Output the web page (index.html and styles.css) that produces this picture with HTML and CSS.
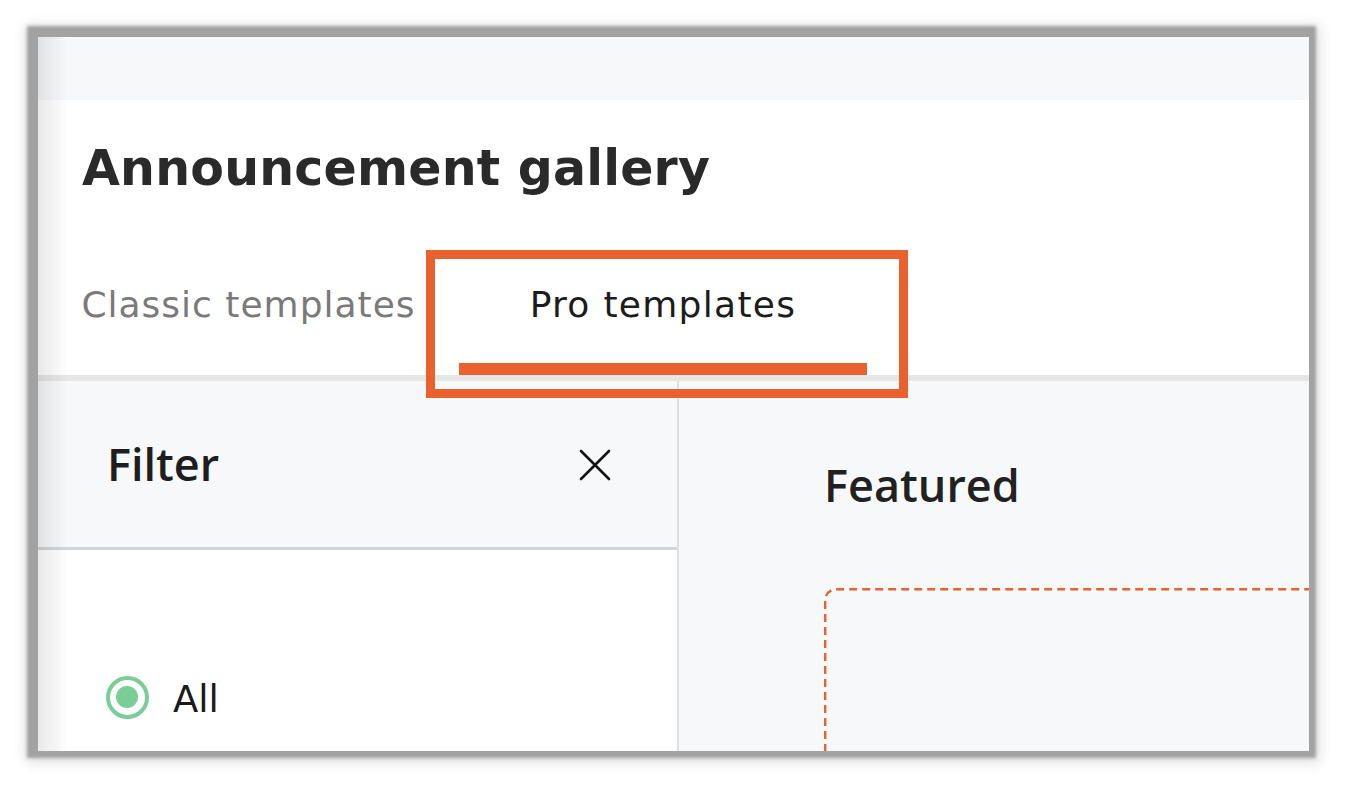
FILE: index.html
```html
<!DOCTYPE html>
<html lang="en">
<head>
<meta charset="utf-8">
<title>Announcement gallery</title>
<link rel="stylesheet" href="styles.css">
</head>
<body>
<div class="frame">
  <div class="topbar"></div>
  <header class="head">
    <h1 class="title">Announcement gallery</h1>
    <nav class="tabs">
      <div class="tab tab-classic"><span class="tab-label">Classic templates</span><span class="tab-bar"></span></div>
      <div class="tab tab-pro is-active"><span class="tab-label">Pro templates</span><span class="tab-bar"></span></div>
    </nav>
  </header>
  <div class="body">
    <aside class="filter">
      <div class="filter-head">
        <h2 class="filter-title">Filter</h2>
        <span class="close" aria-label="Close">
          <svg width="32" height="32" viewBox="0 0 32 32"><path d="M2 2 L30 30 M30 2 L2 30" stroke="#141414" stroke-width="2.6" stroke-linecap="round" fill="none"/></svg>
        </span>
      </div>
      <div class="filter-list">
        <label class="radio"><span class="radio-dot"></span><span class="radio-label">All</span></label>
      </div>
    </aside>
    <main class="content">
      <h2 class="section-title">Featured</h2>
      <div class="featured-card">
        <svg class="card-outline" width="700" height="400" viewBox="0 0 700 400"><rect x="1.2" y="1.2" width="697.6" height="397.6" rx="11" ry="11" fill="none" stroke="#e8612f" stroke-width="2.4" stroke-dasharray="8 5"/></svg>
      </div>
    </main>
  </div>
  <div class="highlight"></div>
</div>
</body>
</html>
```

FILE: styles.css
```css
html, body {
  margin: 0;
  padding: 0;
  background: #ffffff;
}

body {
  padding: 37px 0 37px 38px;
  min-height: 788px;
  box-sizing: border-box;
  font-family: "DejaVu Sans", sans-serif;
}

.frame {
  position: relative;
  width: 1271px;
  height: 714px;
  background: #ffffff;
  display: flex;
  flex-direction: column;
  overflow: hidden;
  box-shadow: -2px -2px 3px 9px #a2a2a2, -1px 0 12px 12px rgba(0, 0, 0, 0.12);
}

.frame::before {
  content: "";
  position: absolute;
  left: 0;
  top: 0;
  bottom: 0;
  width: 30px;
  background: linear-gradient(to right, rgba(0, 0, 0, 0.09), rgba(0, 0, 0, 0));
  pointer-events: none;
  z-index: 2;
}

.topbar {
  height: 63px;
  background: #f7f8fa;
  flex: none;
}

.head {
  flex: none;
  padding-top: 39px;
  border-bottom: 6px solid #e6e6e6;
  background: #ffffff;
}

.title {
  margin: 0 0 84px 0;
  padding-left: 44px;
  font-family: "DejaVu Sans", sans-serif;
  font-weight: 700;
  font-size: 49px;
  line-height: 60px;
  color: #2a2a2a;
  letter-spacing: 0.2px;
}

.tabs {
  display: flex;
}

.tab {
  display: flex;
  flex-direction: column;
  align-items: center;
}

.tab-classic { width: 421px; }
.tab-pro { width: 408px; }

.tab-label {
  font-family: "DejaVu Sans", sans-serif;
  font-size: 36px;
  line-height: 44px;
  letter-spacing: 1px;
  color: #7a7a7a;
  margin-bottom: 36px;
}

.tab-bar {
  align-self: stretch;
  height: 12px;
  background: transparent;
}

.tab.is-active .tab-label { color: #1c1c1c; letter-spacing: 1.3px; }
.tab.is-active .tab-bar { background: #e8612f; }

.body {
  flex: 1;
  display: flex;
  min-height: 0;
}

.filter {
  width: 639px;
  flex: none;
  border-right: 2px solid #dedfe1;
  background: #ffffff;
}

.filter-head {
  height: 166px;
  padding: 0 66px 0 69px;
  display: flex;
  align-items: center;
  justify-content: space-between;
  background: #f7f8fa;
  border-bottom: 3px solid #d3d4d6;
}

.filter-title {
  margin: 0;
  font-family: "Open Sans", sans-serif;
  font-weight: 600;
  font-size: 45px;
  line-height: 60px;
  color: #1e1e1e;
}

.close {
  display: flex;
  width: 32px;
  height: 32px;
  margin-top: 2px;
}

.filter-list {
  padding: 123px 0 0 68px;
}

.radio {
  display: flex;
  align-items: center;
  gap: 24px;
}

.radio-dot {
  position: relative;
  width: 43px;
  height: 43px;
  box-sizing: border-box;
  border: 4.5px solid #7acd96;
  border-radius: 50%;
  background: #ffffff;
  flex: none;
}

.radio-dot::after {
  content: "";
  position: absolute;
  left: 6px;
  top: 6px;
  width: 22px;
  height: 22px;
  border-radius: 50%;
  background: #7acd96;
}

.radio-label {
  font-family: "DejaVu Sans", sans-serif;
  font-size: 37px;
  line-height: 44px;
  padding-top: 5px;
  color: #1a1a1a;
}

.content {
  flex: 1;
  background: #f7f8fa;
  padding: 74px 0 0 145px;
  overflow: hidden;
}

.section-title {
  margin: 0 0 73px 0;
  font-family: "Open Sans", sans-serif;
  font-weight: 600;
  font-size: 45px;
  line-height: 60px;
  color: #212121;
}

.featured-card {
  width: 700px;
  height: 400px;
}

.card-outline {
  display: block;
}

.highlight {
  position: absolute;
  left: 388px;
  top: 213px;
  width: 482px;
  height: 148px;
  box-sizing: border-box;
  border: 9px solid #e8612f;
  z-index: 3;
}
```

WORK TO COMPLETE ->
Using the data above, write out every line exactly, leaving the images behind.

TASK RESPONSE ->
Output the web page (index.html and styles.css) that produces this picture with HTML and CSS.
FILE: index.html
```html
<!DOCTYPE html>
<html lang="en">
<head>
<meta charset="utf-8">
<title>Announcement gallery</title>
<link rel="stylesheet" href="styles.css">
</head>
<body>
<div class="frame">
  <div class="topbar"></div>
  <header class="head">
    <h1 class="title">Announcement gallery</h1>
    <nav class="tabs">
      <div class="tab tab-classic"><span class="tab-label">Classic templates</span><span class="tab-bar"></span></div>
      <div class="tab tab-pro is-active"><span class="tab-label">Pro templates</span><span class="tab-bar"></span></div>
    </nav>
  </header>
  <div class="body">
    <aside class="filter">
      <div class="filter-head">
        <h2 class="filter-title">Filter</h2>
        <span class="close" aria-label="Close">
          <svg width="32" height="32" viewBox="0 0 32 32"><path d="M2 2 L30 30 M30 2 L2 30" stroke="#141414" stroke-width="2.6" stroke-linecap="round" fill="none"/></svg>
        </span>
      </div>
      <div class="filter-list">
        <label class="radio"><span class="radio-dot"></span><span class="radio-label">All</span></label>
      </div>
    </aside>
    <main class="content">
      <h2 class="section-title">Featured</h2>
      <div class="featured-card">
        <svg class="card-outline" width="700" height="400" viewBox="0 0 700 400"><rect x="1.2" y="1.2" width="697.6" height="397.6" rx="11" ry="11" fill="none" stroke="#e8612f" stroke-width="2.4" stroke-dasharray="8 5"/></svg>
      </div>
    </main>
  </div>
  <div class="highlight"></div>
</div>
</body>
</html>
```

FILE: styles.css
```css
html, body {
  margin: 0;
  padding: 0;
  background: #ffffff;
}

body {
  padding: 37px 0 37px 38px;
  min-height: 788px;
  box-sizing: border-box;
  font-family: "DejaVu Sans", sans-serif;
}

.frame {
  position: relative;
  width: 1271px;
  height: 714px;
  background: #ffffff;
  display: flex;
  flex-direction: column;
  overflow: hidden;
  box-shadow: -2px -2px 3px 9px #a2a2a2, -1px 0 12px 12px rgba(0, 0, 0, 0.12);
}

.frame::before {
  content: "";
  position: absolute;
  left: 0;
  top: 0;
  bottom: 0;
  width: 30px;
  background: linear-gradient(to right, rgba(0, 0, 0, 0.09), rgba(0, 0, 0, 0));
  pointer-events: none;
  z-index: 2;
}

.topbar {
  height: 63px;
  background: #f7f8fa;
  flex: none;
}

.head {
  flex: none;
  padding-top: 39px;
  border-bottom: 6px solid #e6e6e6;
  background: #ffffff;
}

.title {
  margin: 0 0 84px 0;
  padding-left: 44px;
  font-family: "DejaVu Sans", sans-serif;
  font-weight: 700;
  font-size: 49px;
  line-height: 60px;
  color: #2a2a2a;
  letter-spacing: 0.2px;
}

.tabs {
  display: flex;
}

.tab {
  display: flex;
  flex-direction: column;
  align-items: center;
}

.tab-classic { width: 421px; }
.tab-pro { width: 408px; }

.tab-label {
  font-family: "DejaVu Sans", sans-serif;
  font-size: 36px;
  line-height: 44px;
  letter-spacing: 1px;
  color: #7a7a7a;
  margin-bottom: 36px;
}

.tab-bar {
  align-self: stretch;
  height: 12px;
  background: transparent;
}

.tab.is-active .tab-label { color: #1c1c1c; letter-spacing: 1.3px; }
.tab.is-active .tab-bar { background: #e8612f; }

.body {
  flex: 1;
  display: flex;
  min-height: 0;
}

.filter {
  width: 639px;
  flex: none;
  border-right: 2px solid #dedfe1;
  background: #ffffff;
}

.filter-head {
  height: 166px;
  padding: 0 66px 0 69px;
  display: flex;
  align-items: center;
  justify-content: space-between;
  background: #f7f8fa;
  border-bottom: 3px solid #d3d4d6;
}

.filter-title {
  margin: 0;
  font-family: "Open Sans", sans-serif;
  font-weight: 600;
  font-size: 45px;
  line-height: 60px;
  color: #1e1e1e;
}

.close {
  display: flex;
  width: 32px;
  height: 32px;
  margin-top: 2px;
}

.filter-list {
  padding: 123px 0 0 68px;
}

.radio {
  display: flex;
  align-items: center;
  gap: 24px;
}

.radio-dot {
  position: relative;
  width: 43px;
  height: 43px;
  box-sizing: border-box;
  border: 4.5px solid #7acd96;
  border-radius: 50%;
  background: #ffffff;
  flex: none;
}

.radio-dot::after {
  content: "";
  position: absolute;
  left: 6px;
  top: 6px;
  width: 22px;
  height: 22px;
  border-radius: 50%;
  background: #7acd96;
}

.radio-label {
  font-family: "DejaVu Sans", sans-serif;
  font-size: 37px;
  line-height: 44px;
  padding-top: 5px;
  color: #1a1a1a;
}

.content {
  flex: 1;
  background: #f7f8fa;
  padding: 74px 0 0 145px;
  overflow: hidden;
}

.section-title {
  margin: 0 0 73px 0;
  font-family: "Open Sans", sans-serif;
  font-weight: 600;
  font-size: 45px;
  line-height: 60px;
  color: #212121;
}

.featured-card {
  width: 700px;
  height: 400px;
}

.card-outline {
  display: block;
}

.highlight {
  position: absolute;
  left: 388px;
  top: 213px;
  width: 482px;
  height: 148px;
  box-sizing: border-box;
  border: 9px solid #e8612f;
  z-index: 3;
}
```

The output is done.